Personal information
- Nationality: British
- Born: 23 April 1997 (age 29) Birmingham, England
- Height: 1.66 m (5 ft 5 in)

Sport
- Sport: Swimming
- Strokes: Freestyle
- Club: Loughborough University

= Alice Dearing =

British swimmer (born 1997)

Alice Georgina Nana Dearing (born 23 April 1997) is a British swimmer, specialising in open water events. In June 2021, Dearing qualified to represent Great Britain in the 2020 Olympics. Dearing co-founded the Black Swimming Association in 2020. The charity was founded to encourage swimming among BME communities in Britain, and has the support of Swim England.

== Biography ==
Alice Georgina Nana Dearing was born on 23 April 1997. Dearing grew up in a suburb of Birmingham and started swimming at the age of about eight or nine. She studied at the Royal Wolverhampton School and was accepted to Loughborough University to study Social Media and Political Communication, and is coached there by Andi Manley. She has Ghanaian and English heritage and is the third black swimmer to represent Great Britain competitively, following Paul Marshall at the 1980 Summer Olympics and Achieng Ajulu-Bushell who represented the team in 2010. She was the first black female swimmer to represent Britain at an Olympic competition in 2021, when she competed in the 10km marathon swim.

== Swimming career and achievements ==
Dearing finished fourth in the 7.5 km event at the 2014 World Junior Open Water championships, and took the European Junior bronze in 2015. In 2016 she became 10 km World Junior Open Water champion, overtaking Nikoletta Kiss in the final 50 metres with a sprint finish to finish 0.5 seconds ahead in 2:04:24.1. This was the first British gold medal win at a World Junior Open Water Championship.

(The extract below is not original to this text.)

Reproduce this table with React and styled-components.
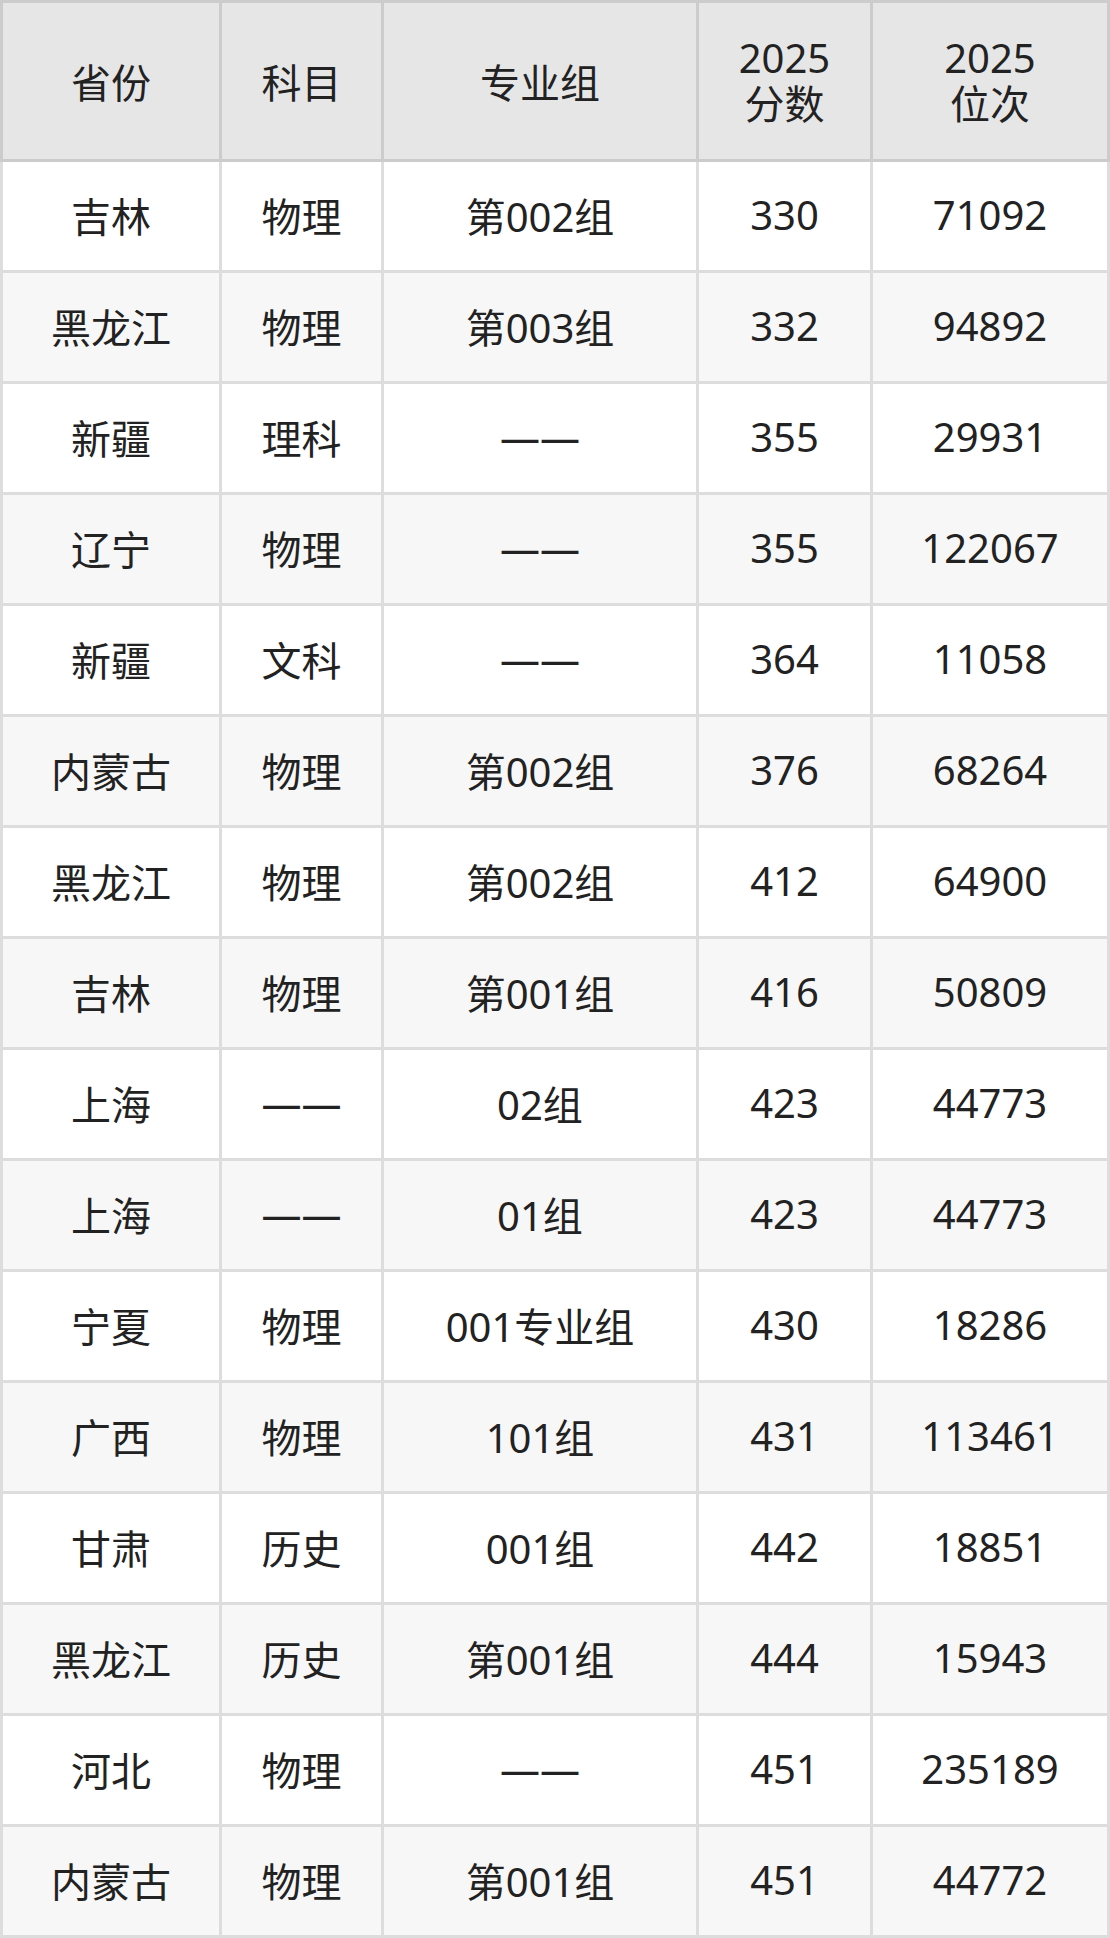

She made her senior international competitive debut at the 2015 World Aquatics Championships. In the women's 10 km event at the 2019 World Aquatics Championships Dearing finished 17th and missed out on qualifying for the 2020 Summer Olympics. Dearing achieved the best result of her senior career to date at the FINA Marathon Swim World Series event in Doha in February 2020, finishing tenth in 1:56.47.5, less than seven seconds slower than gold medallist Leonie Beck.

In 2016, Dearing was one of the 33 people selected for British Swimming’s Podium Potential programme, which was targeted at swimmers that were believed to have the potential to win a medal at the 2020 Olympic Games. In 2018 she was selected with 37 others as part of the British Swimming World Class Performance Programme, which offered members training and competition opportunities and a better level of assistance from British Swimming performance staff.

Dearing competed in the women's 10 km marathon swim at the Tokyo 2020 Olympics finishing in 19th place, having qualified for the event by finishing fourth in the FINA Marathon Swim Qualifier 2021 in Setubal, Portugal.

Having failed to qualify for the 2024 Summer Olympics, Dearing retired from competitive swimming in April 2024.

in 2022, she was named as a Sunday Times Changemaker of the Year, and received a Sports Journalists' Association award. The following year, she was included on the BBC Radio 4 Woman's Hour Power List. She is an Ambassador for the British Elite Athletes Association, and a member of the Advisory Board for British Esports.